What to work on: Where a line contains the word "index", copy that line.

Start of Data extract

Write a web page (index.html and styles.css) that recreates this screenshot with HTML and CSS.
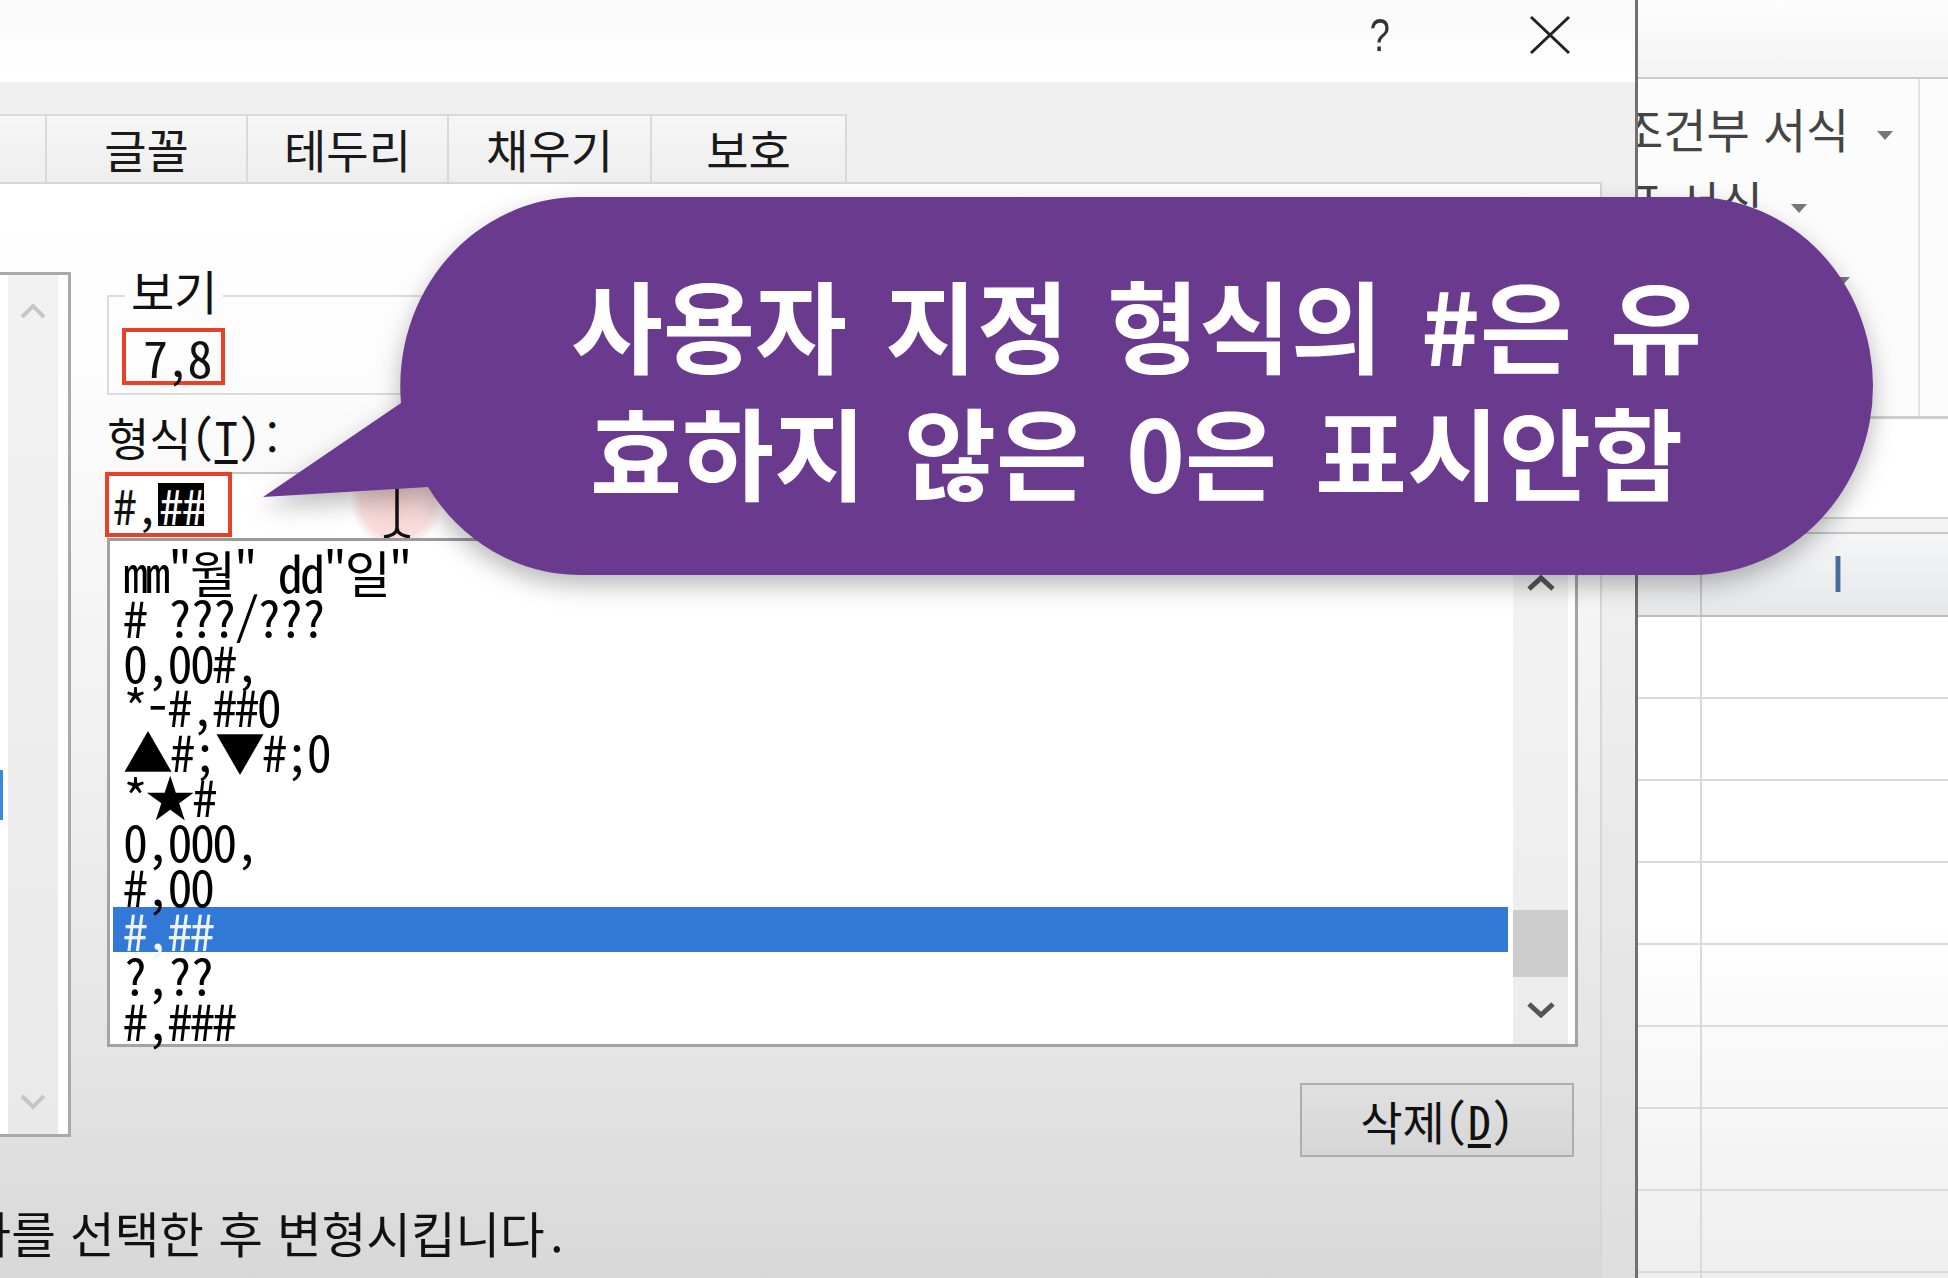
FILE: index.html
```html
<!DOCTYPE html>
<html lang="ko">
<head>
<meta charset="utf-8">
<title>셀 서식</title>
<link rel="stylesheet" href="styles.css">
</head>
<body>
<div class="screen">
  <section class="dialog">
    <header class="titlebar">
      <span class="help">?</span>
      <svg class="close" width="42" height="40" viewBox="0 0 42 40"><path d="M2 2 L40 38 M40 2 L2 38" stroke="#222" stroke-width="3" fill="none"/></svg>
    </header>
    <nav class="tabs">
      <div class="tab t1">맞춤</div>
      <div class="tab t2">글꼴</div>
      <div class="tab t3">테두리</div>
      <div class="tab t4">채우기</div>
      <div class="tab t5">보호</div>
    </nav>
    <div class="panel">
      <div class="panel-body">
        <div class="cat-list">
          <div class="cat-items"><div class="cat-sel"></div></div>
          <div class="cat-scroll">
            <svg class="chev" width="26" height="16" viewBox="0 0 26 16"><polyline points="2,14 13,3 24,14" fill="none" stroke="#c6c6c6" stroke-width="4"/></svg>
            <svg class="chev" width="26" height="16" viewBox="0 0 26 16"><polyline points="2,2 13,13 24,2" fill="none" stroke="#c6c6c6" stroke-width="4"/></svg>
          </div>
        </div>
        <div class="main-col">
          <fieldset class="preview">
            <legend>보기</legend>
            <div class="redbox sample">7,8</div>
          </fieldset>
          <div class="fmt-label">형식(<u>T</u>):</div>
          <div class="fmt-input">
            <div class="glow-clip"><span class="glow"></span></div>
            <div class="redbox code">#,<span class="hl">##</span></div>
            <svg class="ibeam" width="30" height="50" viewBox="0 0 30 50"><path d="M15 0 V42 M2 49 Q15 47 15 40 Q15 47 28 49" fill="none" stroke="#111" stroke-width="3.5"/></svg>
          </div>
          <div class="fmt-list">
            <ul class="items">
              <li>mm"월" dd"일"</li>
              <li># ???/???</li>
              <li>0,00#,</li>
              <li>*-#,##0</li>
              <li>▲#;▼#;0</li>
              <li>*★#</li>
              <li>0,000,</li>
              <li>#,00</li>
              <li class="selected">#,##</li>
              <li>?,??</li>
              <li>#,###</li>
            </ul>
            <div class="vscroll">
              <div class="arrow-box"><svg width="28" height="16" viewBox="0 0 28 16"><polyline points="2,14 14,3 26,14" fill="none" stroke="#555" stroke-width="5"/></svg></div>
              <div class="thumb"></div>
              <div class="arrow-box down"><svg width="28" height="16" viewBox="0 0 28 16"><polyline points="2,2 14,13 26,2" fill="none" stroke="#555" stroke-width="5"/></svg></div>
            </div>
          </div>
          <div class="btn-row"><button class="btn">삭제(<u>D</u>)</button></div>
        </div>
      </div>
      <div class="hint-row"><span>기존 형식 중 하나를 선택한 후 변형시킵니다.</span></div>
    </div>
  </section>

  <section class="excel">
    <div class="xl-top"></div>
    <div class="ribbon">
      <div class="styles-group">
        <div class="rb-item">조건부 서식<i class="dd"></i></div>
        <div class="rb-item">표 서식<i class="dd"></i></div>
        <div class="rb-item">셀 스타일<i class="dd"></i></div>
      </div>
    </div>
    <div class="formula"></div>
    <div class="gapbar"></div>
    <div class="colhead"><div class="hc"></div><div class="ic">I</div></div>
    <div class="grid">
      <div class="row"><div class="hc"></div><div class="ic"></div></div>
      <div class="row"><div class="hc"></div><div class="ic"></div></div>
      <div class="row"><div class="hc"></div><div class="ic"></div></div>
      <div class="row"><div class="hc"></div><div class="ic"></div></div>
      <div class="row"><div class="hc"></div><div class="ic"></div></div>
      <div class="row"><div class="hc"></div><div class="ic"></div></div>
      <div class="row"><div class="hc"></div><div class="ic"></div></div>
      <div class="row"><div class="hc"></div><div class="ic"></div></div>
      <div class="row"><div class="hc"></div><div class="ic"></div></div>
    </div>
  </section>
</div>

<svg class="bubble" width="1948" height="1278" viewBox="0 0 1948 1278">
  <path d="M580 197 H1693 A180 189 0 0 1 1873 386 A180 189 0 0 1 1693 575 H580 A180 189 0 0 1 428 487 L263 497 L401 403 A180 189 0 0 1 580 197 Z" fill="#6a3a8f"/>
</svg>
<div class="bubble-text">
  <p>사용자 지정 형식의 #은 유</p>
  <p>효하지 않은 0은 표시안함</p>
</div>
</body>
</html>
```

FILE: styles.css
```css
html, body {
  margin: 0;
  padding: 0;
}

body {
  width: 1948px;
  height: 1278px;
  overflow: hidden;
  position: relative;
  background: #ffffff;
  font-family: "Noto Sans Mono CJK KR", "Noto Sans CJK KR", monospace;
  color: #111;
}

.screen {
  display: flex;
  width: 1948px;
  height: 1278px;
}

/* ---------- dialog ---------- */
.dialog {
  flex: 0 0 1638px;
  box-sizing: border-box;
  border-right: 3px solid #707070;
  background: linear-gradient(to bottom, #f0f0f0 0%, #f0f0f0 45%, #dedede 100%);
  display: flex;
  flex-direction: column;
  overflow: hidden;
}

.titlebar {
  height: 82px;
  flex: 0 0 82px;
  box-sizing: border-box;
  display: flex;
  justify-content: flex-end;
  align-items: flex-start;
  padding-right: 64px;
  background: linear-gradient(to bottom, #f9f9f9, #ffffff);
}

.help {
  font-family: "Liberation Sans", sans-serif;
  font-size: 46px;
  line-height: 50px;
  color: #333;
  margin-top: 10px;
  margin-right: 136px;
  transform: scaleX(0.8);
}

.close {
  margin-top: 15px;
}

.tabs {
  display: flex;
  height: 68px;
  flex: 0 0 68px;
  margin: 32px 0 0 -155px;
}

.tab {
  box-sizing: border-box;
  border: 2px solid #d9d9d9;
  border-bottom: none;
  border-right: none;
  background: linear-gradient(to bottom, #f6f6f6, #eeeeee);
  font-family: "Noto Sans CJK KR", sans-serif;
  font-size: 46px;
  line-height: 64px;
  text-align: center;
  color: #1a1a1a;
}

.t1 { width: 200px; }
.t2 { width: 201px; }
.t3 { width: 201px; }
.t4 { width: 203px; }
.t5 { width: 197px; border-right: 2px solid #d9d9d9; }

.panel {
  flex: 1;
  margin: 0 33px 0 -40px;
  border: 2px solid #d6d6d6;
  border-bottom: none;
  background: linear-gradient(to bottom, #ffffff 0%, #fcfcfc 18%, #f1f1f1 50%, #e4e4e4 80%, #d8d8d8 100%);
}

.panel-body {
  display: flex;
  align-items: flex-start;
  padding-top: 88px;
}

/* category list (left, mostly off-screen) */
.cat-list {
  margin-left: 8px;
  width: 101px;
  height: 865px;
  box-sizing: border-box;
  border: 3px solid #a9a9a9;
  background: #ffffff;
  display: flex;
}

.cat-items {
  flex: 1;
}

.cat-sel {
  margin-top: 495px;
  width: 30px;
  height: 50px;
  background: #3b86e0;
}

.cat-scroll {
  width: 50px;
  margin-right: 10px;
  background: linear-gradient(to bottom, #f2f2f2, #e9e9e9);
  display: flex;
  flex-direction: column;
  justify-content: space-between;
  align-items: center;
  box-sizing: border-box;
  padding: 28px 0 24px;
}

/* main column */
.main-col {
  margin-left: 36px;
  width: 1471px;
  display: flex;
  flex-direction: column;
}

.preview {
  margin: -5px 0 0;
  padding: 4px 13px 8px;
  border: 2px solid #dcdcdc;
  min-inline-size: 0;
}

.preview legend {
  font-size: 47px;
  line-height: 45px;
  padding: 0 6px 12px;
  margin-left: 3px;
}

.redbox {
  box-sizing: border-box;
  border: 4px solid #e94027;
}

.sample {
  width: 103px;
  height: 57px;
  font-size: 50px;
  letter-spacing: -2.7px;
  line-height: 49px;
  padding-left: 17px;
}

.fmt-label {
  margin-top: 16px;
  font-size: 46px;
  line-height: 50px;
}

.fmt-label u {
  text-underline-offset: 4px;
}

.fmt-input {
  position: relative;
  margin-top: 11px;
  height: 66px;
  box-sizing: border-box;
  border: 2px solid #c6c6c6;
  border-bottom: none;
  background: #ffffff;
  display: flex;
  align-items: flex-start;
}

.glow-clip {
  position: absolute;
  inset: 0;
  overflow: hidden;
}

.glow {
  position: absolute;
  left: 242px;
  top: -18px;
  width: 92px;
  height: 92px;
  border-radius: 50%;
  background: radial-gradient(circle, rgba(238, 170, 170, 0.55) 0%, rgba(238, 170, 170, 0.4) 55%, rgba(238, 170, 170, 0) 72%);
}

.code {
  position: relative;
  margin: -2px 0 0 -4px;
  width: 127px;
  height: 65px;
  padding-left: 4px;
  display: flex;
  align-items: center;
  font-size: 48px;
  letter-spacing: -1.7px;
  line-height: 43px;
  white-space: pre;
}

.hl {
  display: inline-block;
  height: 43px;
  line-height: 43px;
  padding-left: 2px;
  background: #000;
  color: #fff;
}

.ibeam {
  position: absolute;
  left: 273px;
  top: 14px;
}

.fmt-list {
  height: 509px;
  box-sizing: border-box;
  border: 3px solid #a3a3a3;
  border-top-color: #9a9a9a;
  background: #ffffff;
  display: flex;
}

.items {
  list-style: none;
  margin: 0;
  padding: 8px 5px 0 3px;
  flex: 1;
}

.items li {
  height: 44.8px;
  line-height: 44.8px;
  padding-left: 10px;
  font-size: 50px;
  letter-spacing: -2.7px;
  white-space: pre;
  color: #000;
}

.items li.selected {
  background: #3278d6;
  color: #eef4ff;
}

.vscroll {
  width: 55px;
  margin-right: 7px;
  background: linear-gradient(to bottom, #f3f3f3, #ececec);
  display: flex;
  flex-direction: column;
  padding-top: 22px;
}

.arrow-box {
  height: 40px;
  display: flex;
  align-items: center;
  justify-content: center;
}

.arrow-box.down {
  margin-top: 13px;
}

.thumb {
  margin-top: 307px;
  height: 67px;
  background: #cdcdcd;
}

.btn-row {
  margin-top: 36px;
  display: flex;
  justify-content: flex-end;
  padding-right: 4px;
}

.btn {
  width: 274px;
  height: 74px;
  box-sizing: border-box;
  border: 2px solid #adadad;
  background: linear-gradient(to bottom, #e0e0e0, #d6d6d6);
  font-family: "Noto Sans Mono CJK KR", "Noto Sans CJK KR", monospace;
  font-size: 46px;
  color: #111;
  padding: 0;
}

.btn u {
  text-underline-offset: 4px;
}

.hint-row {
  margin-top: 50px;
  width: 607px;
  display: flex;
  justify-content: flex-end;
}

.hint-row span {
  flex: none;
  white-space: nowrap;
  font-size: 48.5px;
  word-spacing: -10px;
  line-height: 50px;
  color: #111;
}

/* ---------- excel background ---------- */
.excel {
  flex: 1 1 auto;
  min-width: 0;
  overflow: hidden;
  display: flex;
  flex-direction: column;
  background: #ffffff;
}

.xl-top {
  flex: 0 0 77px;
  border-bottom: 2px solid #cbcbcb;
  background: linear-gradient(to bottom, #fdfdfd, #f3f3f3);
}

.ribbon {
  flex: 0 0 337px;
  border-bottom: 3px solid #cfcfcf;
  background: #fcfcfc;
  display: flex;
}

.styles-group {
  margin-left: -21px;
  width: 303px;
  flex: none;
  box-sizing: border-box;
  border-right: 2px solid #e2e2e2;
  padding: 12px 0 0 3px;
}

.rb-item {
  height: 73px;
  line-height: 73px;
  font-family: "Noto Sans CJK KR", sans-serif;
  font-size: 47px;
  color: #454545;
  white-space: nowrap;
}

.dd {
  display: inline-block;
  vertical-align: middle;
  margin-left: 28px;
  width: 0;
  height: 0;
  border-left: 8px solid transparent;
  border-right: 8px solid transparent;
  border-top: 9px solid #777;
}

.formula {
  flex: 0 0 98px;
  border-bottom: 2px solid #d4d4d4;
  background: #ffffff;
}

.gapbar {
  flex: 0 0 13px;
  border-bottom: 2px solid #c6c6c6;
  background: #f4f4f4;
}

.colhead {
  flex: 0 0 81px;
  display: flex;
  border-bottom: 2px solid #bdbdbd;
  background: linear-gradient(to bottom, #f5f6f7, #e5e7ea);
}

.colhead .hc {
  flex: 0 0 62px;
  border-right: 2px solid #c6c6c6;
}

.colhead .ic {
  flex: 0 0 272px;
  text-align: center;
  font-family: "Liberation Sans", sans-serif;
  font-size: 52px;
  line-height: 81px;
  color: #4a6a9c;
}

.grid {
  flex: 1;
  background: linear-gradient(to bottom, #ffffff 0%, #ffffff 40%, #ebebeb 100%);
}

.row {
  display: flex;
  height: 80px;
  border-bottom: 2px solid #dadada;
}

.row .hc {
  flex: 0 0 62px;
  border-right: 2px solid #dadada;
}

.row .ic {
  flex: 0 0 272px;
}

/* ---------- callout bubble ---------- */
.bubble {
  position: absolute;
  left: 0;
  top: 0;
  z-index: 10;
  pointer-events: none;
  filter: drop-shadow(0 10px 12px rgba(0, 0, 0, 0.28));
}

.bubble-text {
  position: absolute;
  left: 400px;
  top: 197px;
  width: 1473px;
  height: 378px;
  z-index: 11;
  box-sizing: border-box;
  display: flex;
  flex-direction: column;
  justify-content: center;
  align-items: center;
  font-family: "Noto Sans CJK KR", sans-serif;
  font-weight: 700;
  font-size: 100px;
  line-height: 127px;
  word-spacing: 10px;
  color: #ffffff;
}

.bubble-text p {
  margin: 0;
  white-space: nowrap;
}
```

End of Data extract

Output:
Write a web page (index.html and styles.css) that recreates this screenshot with HTML and CSS.
FILE: index.html
  z-index: 10;
  z-index: 11;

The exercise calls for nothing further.